Who was right? Had Charles Lacy tried to commit mutiny by murdering the young skipper, Robert Cochrane? Or did Cochrane just “go down with his ship,” the expected action of any good captain? After a year in jail and two seperate trials, Charles Lacey was found “not guilty” of the murder of Robert Cochrane. He and the other crew members were allowed to go free.

The local mystery surrounding the wreck of the William Sumner is brought to our attention  on Topsail Island maybe once or twice every year. Records show that the ship was blown up by the US Coast Guard shortly after it ran aground and split in half. They did not want it’s wreckage to be a hazard to other traveling sea vessels sailing up our coast. Years later,  remnants of the wreck became covered by the ocean floor or became part of the ocean’s burried  history we’ll never see. Except for one thing…


Yep…somehow, a twenty-eight by eleven piece of the deck of the William Sumner made it to the 700 block of beach in Surf City on Topsail Island. It’s been there for a very long time and is always there, just burried under the sand. During low tide, after the winds of a hurricane or Nor’easter come our way, parts or all of that piece of schooner becomes bared to our residents and vacationers.

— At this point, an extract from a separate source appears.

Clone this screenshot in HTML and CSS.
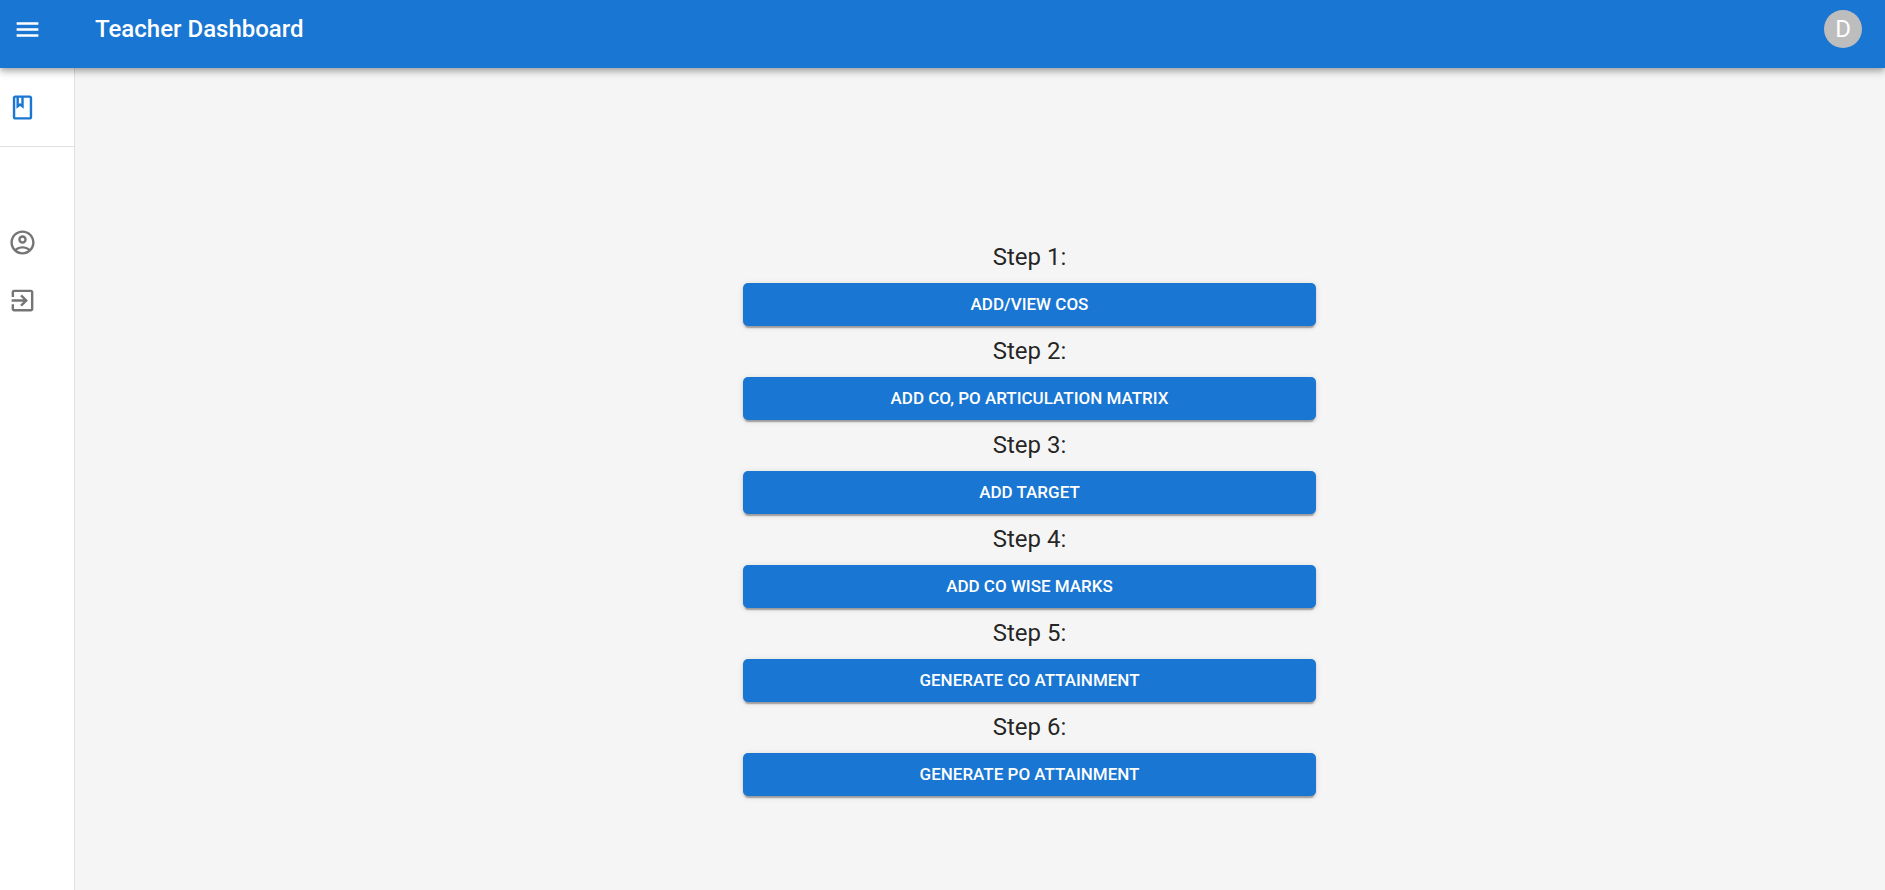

After the recent hurricanes, I heard that the William Sumner was once again, showing off for us. I parked my car in a public parking place closest to the wreckage and walked to the top of the cross over walk way that led to the beach. From a distance, I saw what looked to be a pile of old wood. Others were standing with me on the deck who had come to see the piece of curiosity too. A few folks were poking around the pile and taking pictures.  I began to walk toward it and as I got closer,  I noticed that the beams were worn and water logged by the salt water and studded with iron pegs and some type of pitch. I said to a boy who was standing there admiring the mysterious piece of history. “It just looks like a pile of wood, doesn’t it?” “Yes,” he said, “But that old wood is about one hundred years old and it sailed upon the sea!”

The boy was enchanted. He was caught up in the mystery of the wreck of the William Sumner. I reached out to touch the piece of history and let myself feel the magic of the legend. The intrigue of a mutinous murder. Hey guys…Topsail Island has a shipwreck story all its own!

To view this portion of the William Sumner, wait until the next big storm and check the 700 block of the beach in Surf City. If you’re lucky, you’ll see a part of our local mystery ship!